United States District Court, D. New Mexico
Nov 17, 2010
No. 10cv522 MCA/LAM (D.N.M. Nov. 17, 2010)

Opinion

No. 10cv522 MCA/LAM.

November 17, 2010


MEMORANDUM OPINION AND ORDER


THIS MATTER comes before the Court on Plaintiff Al Burrows' Motion for Leave to File Plaintiff's First Amended Complaint [Doc. 25], filed July 23, 2010. Having considered the parties' submissions, the relevant law, and otherwise being fully advised in the premises, the Court grants the motion.

I. BACKGROUND

On April 20, 2010, Plaintiff Al Burrows filed Plaintiff's Original Complaint for Unreasonable Debt Collection Efforts against Defendant Verizon Wireless in the First Judicial District Court, State of New Mexico, County of Santa Fe. [See Doc. 1; Exh. 2]. Verizon Wireless was served with a copy of the complaint on April 30, 2010 and, pursuant to 28 U.S.C. § 1446(b), timely removed the matter to this Court on May 28, 2010. [Doc. 1 at 2].
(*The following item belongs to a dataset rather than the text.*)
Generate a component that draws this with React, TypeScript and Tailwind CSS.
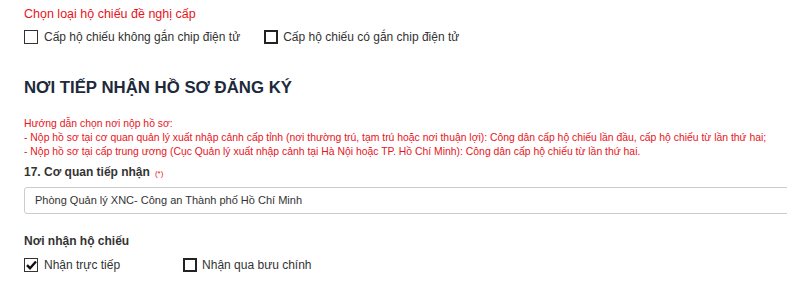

According to Mr. Burrows, on or about July 23, 2009, "Defendant Verizon Wireless, its employees, representative, authorized agents, and/or servants" telephoned him at his home to inform Mr. Burrows that the collection of a debt allegedly owed Verizon Wireless by Mr. Burrows' relative "had been turned over to them in their regular business of collection of debts." [Doc. 1; Exh. 2 at 2]. Mr. Burrows contends that the caller was abusive, vulgar, harassing, and intimidating, and that this action has caused him, among other things, "mental anguish, fear, intimidation, and . . . loss of earning capacity." [Id.]. As a result, Mr. Burrows has sued Verizon Wireless for (1) unreasonable collection efforts; (2) violations of the New Mexico Unfair Practices Act; (3) violations of the federal Fair Debt Collections Act; (4) intentional infliction of emotional distress; and (5) negligent infliction of emotional distress. [Id.; Exh. 2 at 2-4].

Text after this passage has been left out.